As the confetti floated down around him, Kevin Hambly experienced a flood of emotions. Elation, at coaching Stanford to a record eighth NCAA women’s volleyball championship. Pride, in the players who regrouped after a wobbly fourth set to outlast Nebraska in Saturday’s grueling five-set title match at Target Center.

When Hambly was asked how he felt, though, he admitted the stress of a demanding, draining, dazzling match left him unable to process it. “I don’t know,’’ he said. “I’m tired, actually. I’m just exhausted.’’

With equal measures of talent, heart and will, Stanford and Nebraska produced an unforgettable finale to Minnesota’s first volleyball Final Four in 30 years. The first title match since 2009 to go to five sets was a toss-up all the way to the end — and even that was momentarily in doubt. The Cardinal began its celebration after Meghan McClure’s back-row kill, but Nebraska coach John Cook made one last stand, unsuccessfully challenging the point.

It was upheld, concluding a 2-hour, 37-minute match. Though there were 137 kills, 147 digs, 20.5 blocks and 353 kill attempts, only one point separated the winner from the loser in the Cardinal’s 28-26, 22-25, 25-16, 15-25, 15-12 victory.

“It was a great night for volleyball,’’ Cook said. “Two of the most storied programs in college volleyball went at it, put on a great match.

“It was exciting. It had drama. It went back and forth. Congratulations to Stanford. I’m very proud of our team and how hard they fought.’’

Even without a hometown team, total attendance for the tournament was announced as 35,921, second only to the 36,863 that turned out in Kansas City, Mo., last year to watch Nebraska take the crown. NCAA officials said 18,113 people attended Saturday’s final, second-most in history for a championship match and third-most for any single session of the tournament.

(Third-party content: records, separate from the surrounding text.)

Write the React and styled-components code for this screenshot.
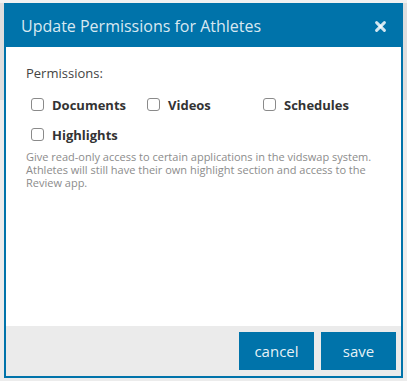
import React from 'react';
import styled, { createGlobalStyle } from 'styled-components';

const blue = '#0073aa';

const GlobalStyle = createGlobalStyle`
  html, body {
    margin: 0;
    padding: 0;
    background: #e6e6e6;
  }
  body {
    font-family: "Open Sans", "Liberation Sans", sans-serif;
  }
`;

const Backdrop = styled.div`
  width: 407px;
  height: 381px;
  box-sizing: border-box;
  padding: 3px 4px 3px 4px;
  background: linear-gradient(to bottom, #f1f1f1 0, #f1f1f1 3px, #dedede 3px, #dedede 100px, #ececec 100px);
`;

const Modal = styled.div`
  width: 399px;
  height: 375px;
  box-sizing: border-box;
  border: 2px solid ${blue};
  background: white;
  display: flex;
  flex-direction: column;
`;

const Header = styled.div`
  height: 42px;
  background: ${blue};
  display: flex;
  align-items: center;
  justify-content: space-between;
  padding: 2px 15px 0 15px;
  margin-top: -2px;
`;

const Title = styled.h2`
  margin: 0;
  font-size: 16px;
  font-weight: 400;
  color: rgba(255, 255, 255, 0.86);
  line-height: 24px;
`;

const CloseButton = styled.button`
  border: none;
  background: none;
  padding: 0;
  display: flex;
  cursor: pointer;
`;

const Body = styled.div`
  flex: 1;
  padding: 17px 20px 0 20px;
`;

const SectionLabel = styled.div`
  font-size: 13px;
  line-height: 18px;
  color: #444;
`;

const OptionGrid = styled.div`
  display: grid;
  grid-template-columns: repeat(3, 116px);
  row-gap: 12px;
  margin-top: 13.5px;
`;

const Option = styled.label`
  display: flex;
  align-items: center;
  gap: 8px;
  padding-left: 5px;
  font-size: 13px;
  line-height: 18px;
  font-weight: 700;
  color: #333;
`;

const Box = styled.span`
  width: 11px;
  height: 11px;
  border: 1px solid #8a8a8a;
  border-radius: 3px;
  background: white;
  flex-shrink: 0;
`;

const Help = styled.p`
  margin: 6px 0 0 0;
  font-size: 11px;
  line-height: 13px;
  color: #8c8c8c;
`;

const Footer = styled.div`
  height: 50px;
  background: #ebebeb;
  display: flex;
  align-items: center;
  justify-content: flex-end;
  gap: 7px;
  padding-right: 5px;
`;

const Button = styled.button`
  width: 75px;
  height: 38px;
  border: none;
  background: ${blue};
  color: rgba(255, 255, 255, 0.92);
  font-family: "Open Sans", "Liberation Sans", sans-serif;
  font-size: 15px;
  padding: 0;
  cursor: pointer;
`;

const CloseIcon = () => (
  <svg width="11" height="11" viewBox="0 0 11 11">
    <g stroke="rgba(255,255,255,0.82)" strokeWidth="2.9" strokeLinecap="round">
      <line x1="1.6" y1="1.6" x2="9.4" y2="9.4" />
      <line x1="9.4" y1="1.6" x2="1.6" y2="9.4" />
    </g>
  </svg>
);

const permissions = ['Documents', 'Videos', 'Schedules', 'Highlights'];

const App = () => (
  <>
    <GlobalStyle />
    <Backdrop>
      <Modal>
        <Header>
          <Title>Update Permissions for Athletes</Title>
          <CloseButton aria-label="close">
            <CloseIcon />
          </CloseButton>
        </Header>
        <Body>
          <SectionLabel>Permissions:</SectionLabel>
          <OptionGrid>
            {permissions.map((name) => (
              <Option key={name}>
                <Box />
                {name}
              </Option>
            ))}
          </OptionGrid>
          <Help>
            Give read-only access to certain applications in the vidswap system. Athletes will
            still have their own highlight section and access to the Review app.
          </Help>
        </Body>
        <Footer>
          <Button>cancel</Button>
          <Button>save</Button>
        </Footer>
      </Modal>
    </Backdrop>
  </>
);

export default App;
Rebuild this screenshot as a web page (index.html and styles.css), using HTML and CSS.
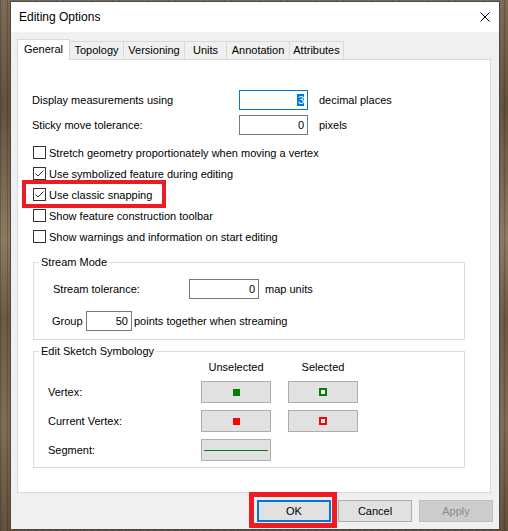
FILE: index.html
```html
<!DOCTYPE html>
<html>
<head>
<meta charset="utf-8">
<title>Editing Options</title>
<link rel="stylesheet" href="styles.css">
</head>
<body>
<div class="dialog">
  <div class="titlebar">
    <span class="title">Editing Options</span>
    <svg class="close" width="10" height="10" viewBox="0 0 10 10"><path d="M0.5 0.5 L9.5 9.5 M9.5 0.5 L0.5 9.5" stroke="#000" stroke-width="1" fill="none"/></svg>
  </div>
  <div class="client">
    <div class="tabs">
      <div class="tab active t-general">General</div>
      <div class="tab t-topology">Topology</div>
      <div class="tab t-versioning">Versioning</div>
      <div class="tab t-units">Units</div>
      <div class="tab t-annotation">Annotation</div>
      <div class="tab t-attributes">Attributes</div>
    </div>
    <div class="panel">
      <div class="row">
        <span class="label">Display measurements using</span>
        <span class="textbox focus"><span class="sel">3</span></span>
        <span class="unit">decimal places</span>
      </div>
      <div class="row">
        <span class="label">Sticky move tolerance:</span>
        <span class="textbox">0</span>
        <span class="unit">pixels</span>
      </div>
      <div class="checks">
        <div class="check"><span class="box"></span>Stretch geometry proportionately when moving a vertex</div>
        <div class="check"><span class="box"><svg width="11" height="11" viewBox="0 0 11 11"><path d="M1.5 5.5 L4 8 L9.5 2.5" stroke="#333" stroke-width="1" fill="none"/></svg></span>Use symbolized feature during editing</div>
        <div class="check"><span class="box"><svg width="11" height="11" viewBox="0 0 11 11"><path d="M1.5 5.5 L4 8 L9.5 2.5" stroke="#333" stroke-width="1" fill="none"/></svg></span>Use classic snapping</div>
        <div class="check"><span class="box"></span>Show feature construction toolbar</div>
        <div class="check"><span class="box"></span>Show warnings and information on start editing</div>
      </div>
      <div class="annot annot-snap"></div>

      <fieldset class="group stream">
        <legend>Stream Mode</legend>
        <div class="group-body">
          <div class="srow">
            <span class="slabel">Stream tolerance:</span>
            <span class="textbox tb-stream">0</span>
            <span class="sunit">map units</span>
          </div>
          <div class="srow srow-group">
            <span class="glabel">Group</span>
            <span class="textbox tb-group">50</span>
            <span class="gunit">points together when streaming</span>
          </div>
        </div>
      </fieldset>

      <fieldset class="group sketch">
        <legend>Edit Sketch Symbology</legend>
        <div class="sym-grid">
          <span></span>
          <span class="colhead">Unselected</span>
          <span class="colhead">Selected</span>

          <span class="symlabel">Vertex:</span>
          <span class="symbtn"><span class="sq sq-green"></span></span>
          <span class="symbtn"><span class="sq sq-green-open"></span></span>

          <span class="symlabel">Current Vertex:</span>
          <span class="symbtn"><span class="sq sq-red"></span></span>
          <span class="symbtn"><span class="sq sq-red-open"></span></span>

          <span class="symlabel">Segment:</span>
          <span class="symbtn"><span class="seg"></span></span>
          <span></span>
        </div>
      </fieldset>
    </div>
    <div class="buttons">
      <span class="btn-wrap">
        <span class="btn default">OK</span>
        <span class="annot annot-ok"></span>
      </span>
      <span class="btn">Cancel</span>
      <span class="btn disabled">Apply</span>
    </div>
  </div>
</div>
</body>
</html>
```

FILE: styles.css
```css
* { box-sizing: border-box; }
html, body { margin: 0; padding: 0; }
body {
  width: 508px;
  height: 531px;
  overflow: hidden;
  padding: 1px 0 0 10px;
  font-family: "Liberation Sans", Arial, sans-serif;
  font-size: 11px;
  color: #000;
  background-color: #6c5a46;
  background-image:
    repeating-linear-gradient(90deg, rgba(40,30,20,.25) 0 1px, transparent 1px 4px, rgba(160,140,110,.18) 4px 5px, transparent 5px 7px),
    linear-gradient(180deg, #7b6a55 0%, #5f4f3d 20%, #8a7a62 45%, #6a5843 60%, #7d6b55 80%, #5e4d3b 100%);
}

.dialog {
  width: 490px;
  height: 529px;
  border: 1px solid #4a4a4a;
  background: #f0f0f0;
  display: flex;
  flex-direction: column;
}

.titlebar {
  height: 30px;
  flex: none;
  background: #fff;
  display: flex;
  align-items: center;
  justify-content: space-between;
  padding: 0 9px 0 8px;
}
.title { font-size: 12px; }
.close { display: block; }

.client {
  flex: 1;
  display: flex;
  flex-direction: column;
  padding: 7px 0 0 6px;
}

.tabs {
  display: flex;
  align-items: flex-end;
  height: 20px;
  flex: none;
}
.tab {
  height: 18px;
  border: 1px solid #d9d9d9;
  border-bottom: none;
  background: #f0f0f0;
  margin-left: -1px;
  text-align: center;
  line-height: 17px;
}
.tab.active {
  height: 21px;
  background: #fff;
  margin-left: 0;
  margin-bottom: -1px;
  position: relative;
  z-index: 1;
  line-height: 18px;
}
.t-general { width: 53px; }
.t-topology { width: 55px; }
.t-versioning { width: 62px; }
.t-units { width: 43px; }
.t-annotation { width: 64px; }
.t-attributes { width: 55px; }

.panel {
  position: relative;
  width: 474px;
  height: 434px;
  flex: none;
  border: 1px solid #d9d9d9;
  background: #fff;
  padding: 30px 0 0 14px;
}

.row {
  display: flex;
  align-items: center;
  height: 20px;
}
.row + .row { margin-top: 5px; }
.label { width: 207px; }
.textbox {
  display: block;
  height: 20px;
  width: 69px;
  border: 1px solid #7a7a7a;
  background: #fff;
  text-align: right;
  padding-right: 3px;
  line-height: 18px;
}
.textbox.focus { border-color: #0078d7; }
.sel { background: #0078d7; color: #fff; padding: 0 0 0 1px; }
.unit { margin-left: 11px; }

.checks { margin-top: 7px; }
.check {
  display: flex;
  align-items: center;
  height: 21px;
  padding-left: 1px;
}
.box {
  width: 13px;
  height: 13px;
  border: 1px solid #333;
  background: #fff;
  margin-right: 3px;
  flex: none;
}
.box svg { display: block; }

.annot {
  position: absolute;
  border: 4px solid #ed1c24;
  pointer-events: none;
}
.annot-snap {
  left: 4px;
  top: 120px;
  width: 144px;
  height: 28px;
}

.group {
  width: 432px;
  margin: 3px 0 0 1px;
  border: 1px solid #dcdcdc;
  padding: 0 0 0 5px;
  min-width: 0;
}
.group legend {
  padding: 0 2px;
  line-height: 16px;
}
.stream { margin-top: 7px; padding-top: 9px; padding-bottom: 8px; }
.group-body { padding-left: 14px; }
.srow {
  display: flex;
  align-items: center;
  height: 20px;
}
.srow-group { margin-top: 12px; }
.slabel { width: 136px; }
.tb-stream { width: 70px; }
.sunit { margin-left: 6px; }
.glabel { width: 34px; margin-left: -1px; }
.tb-group { width: 46px; }
.gunit { margin-left: 2px; }

.sketch { margin-top: 3px; padding-bottom: 6px; }
.sym-grid {
  display: grid;
  grid-template-columns: 136px 70px 70px;
  grid-template-rows: 15px 22px 22px 22px;
  column-gap: 17px;
  row-gap: 7px;
  padding-left: 9px;
  align-items: center;
}
.colhead { text-align: center; }
.symbtn {
  height: 22px;
  border: 1px solid #adadad;
  background: #e1e1e1;
  display: flex;
  align-items: center;
  justify-content: center;
}
.sq { display: block; width: 8px; height: 8px; }
.sq-green { background: #008000; width: 7px; height: 7px; }
.sq-green-open { border: 2px solid #008000; background: #fff; }
.sq-red { background: #ff0000; width: 7px; height: 7px; }
.sq-red-open { border: 2px solid #ff0000; background: #fff; }
.seg { display: block; width: 64px; height: 1px; background: #008000; }

.buttons {
  display: flex;
  justify-content: flex-end;
  gap: 7px;
  margin-top: 7px;
  padding-right: 6px;
}
.btn-wrap { position: relative; display: block; }
.btn {
  display: block;
  width: 74px;
  height: 22px;
  border: 1px solid #adadad;
  background: #e1e1e1;
  text-align: center;
  line-height: 20px;
}
.btn.default { border: 2px solid #0078d7; line-height: 18px; }
.btn.disabled { background: #cccccc; border-color: #bfbfbf; color: #8a8a8a; }
.annot-ok {
  left: -8px;
  top: -8px;
  width: 88px;
  height: 36px;
  border-width: 5px;
}
```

They saw a taut match that featured remarkable individual performances. Mikaela Foecke, Nebraska’s sublime senior outside hitter, had a career-high 27 kills, with many coming when the Cornhuskers needed them most. Stanford libero Morgan Hentz finished with 32 digs and shared the tournament’s most outstanding player award with teammate Kathryn Plummer, who had 19 kills.

For Cook, the loss in the title match wasn’t the most painful part of his evening. The coach now must say goodbye to Foecke and Kenzie Maloney, two seniors who Cook said “willed this team to win’’ when no one expected the Huskers to contend for a championship.

Their leadership turned a collection of individuals into a strong unit that kept improving, and they set a new standard for postseason success. Foecke and Maloney went 21-2 in NCAA tournament matches during their careers, the best run in program history.

Cook had considered the 2017 NCAA title season his finest year at Nebraska. This one surpassed it, even though it ended without the big trophy.

“I’ve had more fun coaching this year, more satisfaction, more enjoyment, because of where we started and all the mountains we had to climb,’’ said Cook, in his 19th season as the Huskers’ head coach. “For us to compete and be there in the end, it’s pretty rewarding. Mikaela and Kenzie, it’s been really a cool journey with those guys.’’

In the locker room down the hallway, the talk centered on beginnings, not endings. After the Cardinal won the championship in 2016, coach John Dunning retired; he was replaced by Hambly, who had been head coach at Illinois for eight seasons. Stanford’s players believed they had the potential to repeat last year, but they lost in the semifinals, a stinging defeat that lingered in their minds all season.

Hambly quickly got another shot to prove he could lead Stanford to a title. As the trophy was brought out Saturday, his initial reaction to earning the program’s eighth championship — and his first as a head coach — was relief.

With one title to his credit, he hopes to add to that number, though he will take time to relish this one.

“One of the things I said to my wife was, ‘It’s done,’ ’’ Hambly said. “I don’t have to worry about that any more.

“Like [Kentucky basketball coach John] Calipari said, you don’t have that hanging over your head, to win the national championship. That’s out of the way. Now we can try to win more at Stanford.”